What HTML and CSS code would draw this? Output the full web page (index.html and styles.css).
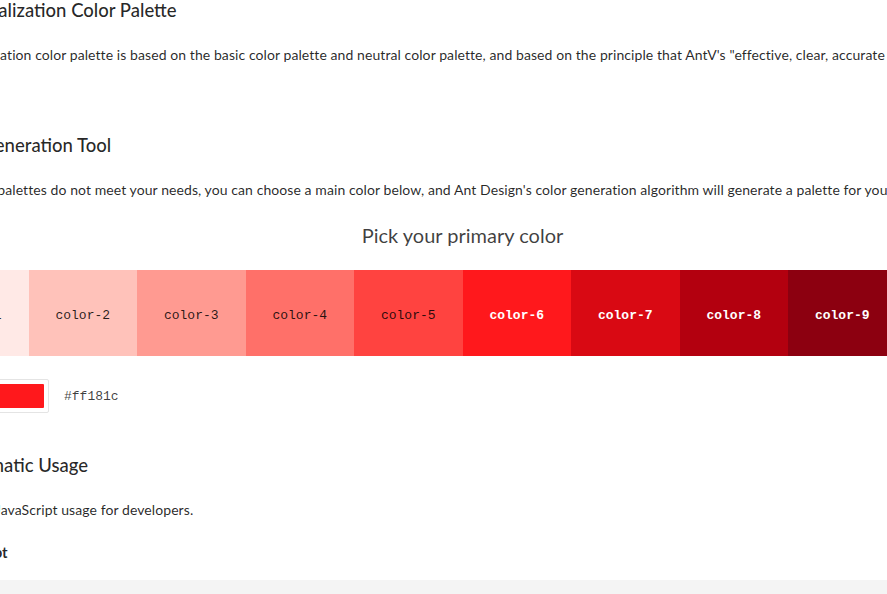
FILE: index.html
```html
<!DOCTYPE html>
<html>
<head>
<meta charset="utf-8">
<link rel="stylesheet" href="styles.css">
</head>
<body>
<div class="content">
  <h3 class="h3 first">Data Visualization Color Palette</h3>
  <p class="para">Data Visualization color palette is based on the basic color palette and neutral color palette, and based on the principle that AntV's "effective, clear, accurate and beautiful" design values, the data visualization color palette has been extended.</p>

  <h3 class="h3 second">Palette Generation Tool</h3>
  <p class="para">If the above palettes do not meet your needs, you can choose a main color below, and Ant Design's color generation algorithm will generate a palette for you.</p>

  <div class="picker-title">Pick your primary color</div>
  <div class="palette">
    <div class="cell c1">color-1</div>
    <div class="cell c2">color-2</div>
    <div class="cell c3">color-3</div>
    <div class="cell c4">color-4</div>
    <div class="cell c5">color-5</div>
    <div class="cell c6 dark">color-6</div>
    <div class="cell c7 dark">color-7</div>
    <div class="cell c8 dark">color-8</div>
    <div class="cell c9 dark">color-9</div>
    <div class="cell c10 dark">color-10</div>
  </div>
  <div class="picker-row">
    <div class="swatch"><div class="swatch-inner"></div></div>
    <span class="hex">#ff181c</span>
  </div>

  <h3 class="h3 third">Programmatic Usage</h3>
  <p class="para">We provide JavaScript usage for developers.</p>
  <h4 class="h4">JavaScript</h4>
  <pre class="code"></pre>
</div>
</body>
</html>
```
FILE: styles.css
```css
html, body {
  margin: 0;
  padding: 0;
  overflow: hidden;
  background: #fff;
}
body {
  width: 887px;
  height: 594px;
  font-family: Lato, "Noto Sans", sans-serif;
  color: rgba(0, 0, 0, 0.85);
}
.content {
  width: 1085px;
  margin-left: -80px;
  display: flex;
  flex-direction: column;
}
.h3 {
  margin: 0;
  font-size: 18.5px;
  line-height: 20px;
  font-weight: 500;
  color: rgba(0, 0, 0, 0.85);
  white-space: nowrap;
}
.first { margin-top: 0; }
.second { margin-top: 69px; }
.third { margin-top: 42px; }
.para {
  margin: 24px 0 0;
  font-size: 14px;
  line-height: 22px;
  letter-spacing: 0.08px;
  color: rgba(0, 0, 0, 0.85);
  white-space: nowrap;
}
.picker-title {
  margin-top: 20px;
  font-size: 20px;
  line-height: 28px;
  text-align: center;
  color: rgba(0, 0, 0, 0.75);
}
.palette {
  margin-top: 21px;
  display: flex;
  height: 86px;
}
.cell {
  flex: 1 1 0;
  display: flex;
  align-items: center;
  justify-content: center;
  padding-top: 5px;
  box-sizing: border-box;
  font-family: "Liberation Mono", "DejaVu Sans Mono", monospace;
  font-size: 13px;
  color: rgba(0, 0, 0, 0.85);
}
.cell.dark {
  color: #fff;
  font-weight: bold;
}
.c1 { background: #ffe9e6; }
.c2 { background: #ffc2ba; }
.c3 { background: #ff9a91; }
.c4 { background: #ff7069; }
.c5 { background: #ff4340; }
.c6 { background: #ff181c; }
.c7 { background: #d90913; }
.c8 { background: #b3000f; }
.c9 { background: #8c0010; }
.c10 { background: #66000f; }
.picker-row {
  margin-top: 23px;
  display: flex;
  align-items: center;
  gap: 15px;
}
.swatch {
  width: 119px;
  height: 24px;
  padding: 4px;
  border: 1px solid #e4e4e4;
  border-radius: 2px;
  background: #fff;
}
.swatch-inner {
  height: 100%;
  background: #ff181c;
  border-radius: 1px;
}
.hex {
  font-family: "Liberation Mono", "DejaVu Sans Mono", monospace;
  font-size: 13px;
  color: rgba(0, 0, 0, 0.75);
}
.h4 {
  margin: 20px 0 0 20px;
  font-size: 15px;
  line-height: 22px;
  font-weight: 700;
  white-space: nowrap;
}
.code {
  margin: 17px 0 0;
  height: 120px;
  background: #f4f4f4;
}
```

:: PROBLEM STATEMENT ::
Except for the pictures, copy the material above exactly.

:: ANSWER FOR THIS EXERCISE ::
What HTML and CSS code would draw this? Output the full web page (index.html and styles.css).
FILE: index.html
```html
<!DOCTYPE html>
<html>
<head>
<meta charset="utf-8">
<link rel="stylesheet" href="styles.css">
</head>
<body>
<div class="content">
  <h3 class="h3 first">Data Visualization Color Palette</h3>
  <p class="para">Data Visualization color palette is based on the basic color palette and neutral color palette, and based on the principle that AntV's "effective, clear, accurate and beautiful" design values, the data visualization color palette has been extended.</p>

  <h3 class="h3 second">Palette Generation Tool</h3>
  <p class="para">If the above palettes do not meet your needs, you can choose a main color below, and Ant Design's color generation algorithm will generate a palette for you.</p>

  <div class="picker-title">Pick your primary color</div>
  <div class="palette">
    <div class="cell c1">color-1</div>
    <div class="cell c2">color-2</div>
    <div class="cell c3">color-3</div>
    <div class="cell c4">color-4</div>
    <div class="cell c5">color-5</div>
    <div class="cell c6 dark">color-6</div>
    <div class="cell c7 dark">color-7</div>
    <div class="cell c8 dark">color-8</div>
    <div class="cell c9 dark">color-9</div>
    <div class="cell c10 dark">color-10</div>
  </div>
  <div class="picker-row">
    <div class="swatch"><div class="swatch-inner"></div></div>
    <span class="hex">#ff181c</span>
  </div>

  <h3 class="h3 third">Programmatic Usage</h3>
  <p class="para">We provide JavaScript usage for developers.</p>
  <h4 class="h4">JavaScript</h4>
  <pre class="code"></pre>
</div>
</body>
</html>
```
FILE: styles.css
```css
html, body {
  margin: 0;
  padding: 0;
  overflow: hidden;
  background: #fff;
}
body {
  width: 887px;
  height: 594px;
  font-family: Lato, "Noto Sans", sans-serif;
  color: rgba(0, 0, 0, 0.85);
}
.content {
  width: 1085px;
  margin-left: -80px;
  display: flex;
  flex-direction: column;
}
.h3 {
  margin: 0;
  font-size: 18.5px;
  line-height: 20px;
  font-weight: 500;
  color: rgba(0, 0, 0, 0.85);
  white-space: nowrap;
}
.first { margin-top: 0; }
.second { margin-top: 69px; }
.third { margin-top: 42px; }
.para {
  margin: 24px 0 0;
  font-size: 14px;
  line-height: 22px;
  letter-spacing: 0.08px;
  color: rgba(0, 0, 0, 0.85);
  white-space: nowrap;
}
.picker-title {
  margin-top: 20px;
  font-size: 20px;
  line-height: 28px;
  text-align: center;
  color: rgba(0, 0, 0, 0.75);
}
.palette {
  margin-top: 21px;
  display: flex;
  height: 86px;
}
.cell {
  flex: 1 1 0;
  display: flex;
  align-items: center;
  justify-content: center;
  padding-top: 5px;
  box-sizing: border-box;
  font-family: "Liberation Mono", "DejaVu Sans Mono", monospace;
  font-size: 13px;
  color: rgba(0, 0, 0, 0.85);
}
.cell.dark {
  color: #fff;
  font-weight: bold;
}
.c1 { background: #ffe9e6; }
.c2 { background: #ffc2ba; }
.c3 { background: #ff9a91; }
.c4 { background: #ff7069; }
.c5 { background: #ff4340; }
.c6 { background: #ff181c; }
.c7 { background: #d90913; }
.c8 { background: #b3000f; }
.c9 { background: #8c0010; }
.c10 { background: #66000f; }
.picker-row {
  margin-top: 23px;
  display: flex;
  align-items: center;
  gap: 15px;
}
.swatch {
  width: 119px;
  height: 24px;
  padding: 4px;
  border: 1px solid #e4e4e4;
  border-radius: 2px;
  background: #fff;
}
.swatch-inner {
  height: 100%;
  background: #ff181c;
  border-radius: 1px;
}
.hex {
  font-family: "Liberation Mono", "DejaVu Sans Mono", monospace;
  font-size: 13px;
  color: rgba(0, 0, 0, 0.75);
}
.h4 {
  margin: 20px 0 0 20px;
  font-size: 15px;
  line-height: 22px;
  font-weight: 700;
  white-space: nowrap;
}
.code {
  margin: 17px 0 0;
  height: 120px;
  background: #f4f4f4;
}
```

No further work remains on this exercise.